Voltei a perguntar “por que ela queria dormir”?Irritada minha mãe contou a
história num jato. A jovem morta era noiva de um parente de minha mãe. Segundo disse,
ela agiu mal, por isso seu noivo (o
parente distante) desmanchou o compromisso. Logo eu quis saber o que era
desmanchar compromisso, fiquei sabendo que era não casar. Abandonada a ex-noiva
não resistiu à tristeza e dormiu para sempre. . Daí eu quis saber o que era
agir mal, mas não houve cristo que fizesse minha mãe responder.
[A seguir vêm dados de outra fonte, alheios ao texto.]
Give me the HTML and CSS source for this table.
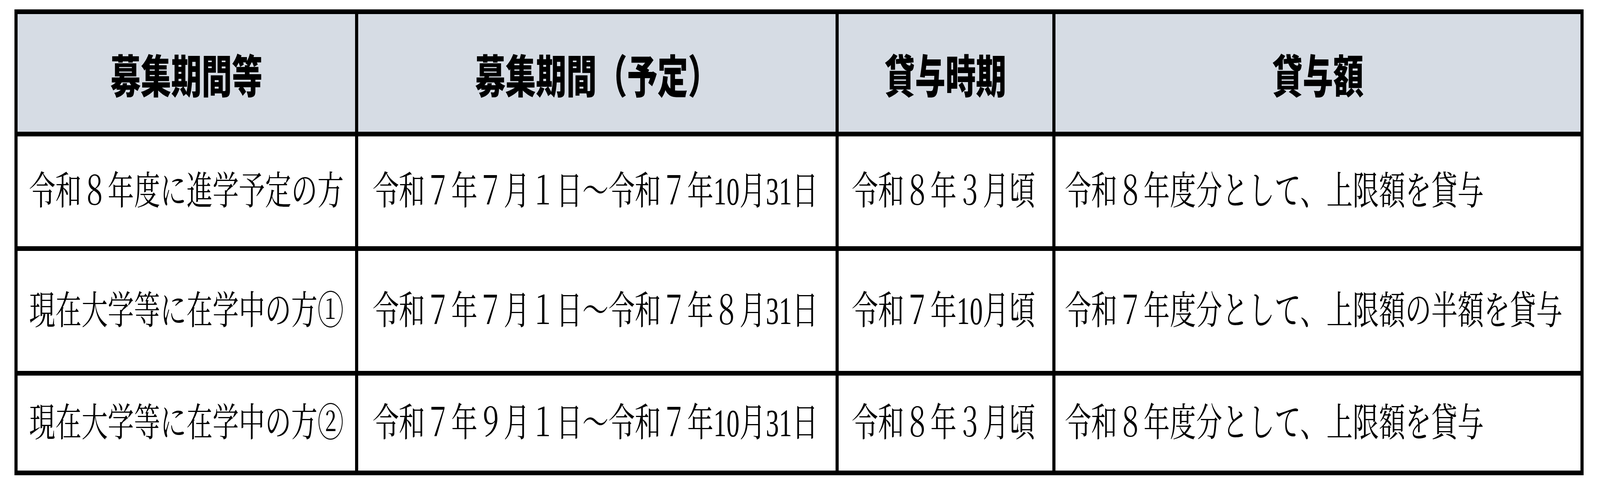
FILE: index.html
```html
<!DOCTYPE html>
<html lang="ja">
<head>
<meta charset="utf-8">
<title>募集期間等</title>
<link rel="stylesheet" href="styles.css">
</head>
<body>
<div class="sheet">
  <div class="cell head"><span class="txt">募集期間等</span></div>
  <div class="cell head"><span class="txt">募集期間（予定）</span></div>
  <div class="cell head"><span class="txt">貸与時期</span></div>
  <div class="cell head"><span class="txt">貸与額</span></div>

  <div class="cell col1"><span class="txt">令和８年度に進学予定の方</span></div>
  <div class="cell col2"><span class="txt">令和７年７月１日～令和７年10月31日</span></div>
  <div class="cell col3"><span class="txt">令和８年３月頃</span></div>
  <div class="cell col4"><span class="txt">令和８年度分として、上限額を貸与</span></div>

  <div class="cell col1"><span class="txt">現在大学等に在学中の方①</span></div>
  <div class="cell col2"><span class="txt">令和７年７月１日～令和７年８月31日</span></div>
  <div class="cell col3"><span class="txt">令和７年10月頃</span></div>
  <div class="cell col4"><span class="txt">令和７年度分として、上限額の半額を貸与</span></div>

  <div class="cell col1"><span class="txt">現在大学等に在学中の方②</span></div>
  <div class="cell col2"><span class="txt">令和７年９月１日～令和７年10月31日</span></div>
  <div class="cell col3"><span class="txt">令和８年３月頃</span></div>
  <div class="cell col4"><span class="txt">令和８年度分として、上限額を貸与</span></div>
</div>
</body>
</html>
```
FILE: styles.css
```css
:root {
  --kx: 1;
}

/* the window may be narrower than the 6104px design: squeeze horizontally */
@media (max-width: 5500px) {
  :root {
    --kx: 0.67104;
  }
}

html, body {
  margin: 0;
  padding: 0;
  background: #ffffff;
}

body {
  padding: 24px 0 0 calc(55px * var(--kx));
}

.sheet {
  display: grid;
  grid-template-columns:
    calc(1288px * var(--kx))
    calc(1820px * var(--kx))
    calc(815px * var(--kx))
    calc(2003px * var(--kx));
  grid-template-rows: 301px 281px 307px 243px;
  column-gap: calc(12px * var(--kx));
  row-gap: 12px;
  padding: 12px calc(12px * var(--kx));
  background: #000000;
  width: max-content;
}

.cell {
  display: flex;
  align-items: center;
  min-width: 0;
  overflow: hidden;
  background: #ffffff;
}

.txt {
  flex: none;
  display: block;
  box-sizing: border-box;
  width: calc(100% / var(--kx));
  transform: scaleX(var(--kx));
  transform-origin: 0 50%;
  color: #000000;
  font-family: "Liberation Serif", "Noto Serif CJK JP", "Noto Sans CJK JP", serif;
  font-size: 100px;
  line-height: 1;
  white-space: nowrap;
  text-align: left;
}

.head {
  background: #d6dce4;
}

.head .txt {
  text-align: center;
  font-family: "Noto Sans CJK JP", sans-serif;
  font-weight: 900;
  font-size: 116px;
}

.col1 .txt {
  padding-left: 44px;
}

.col2 .txt {
  padding-left: 55px;
}

.col3 .txt {
  padding-left: 50px;
}

.col4 .txt {
  padding-left: 36px;
}
```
Fiquei sabendo
também que nossa família (pelo parentesco com o primo) era mal vista pela
família da noiva abandonada. Fiquei pensando, que talvez minha mãe tivesse dado
as pílulas que ela tinha tomado para dormir. Mas, não!
Então,
segundo se dizia às moças que ficavam noivas e que rompiam compromisso ficavam faladas e não casavam mais. Ficar
solteira na Caxias de antigamente era a mesma coisa que ficar empalhada. Eu nunca tinha visto moças
empalhadas, apenas pássaros e bichinhos pequenos. Naquele mundo de sons (afinal,
era a era do rádio) as imagens eram poucas. Eu nunca tinha ouvido falar de
múmias egípcias. Por ser ignorante, achei burra de mais a ideia de moças empalhadas.
Um
dia eu conheci a irmã da noiva morta. Era feia demais. Perguntei à minha irmã, se
a outra a que tomara comprimidos para dormir, não tivera o compromisso rompido
por feiura. Não mereci resposta. Era
assim que eram as coisas ditas, naqueles tempos de antigamente. Cheias de mistérios!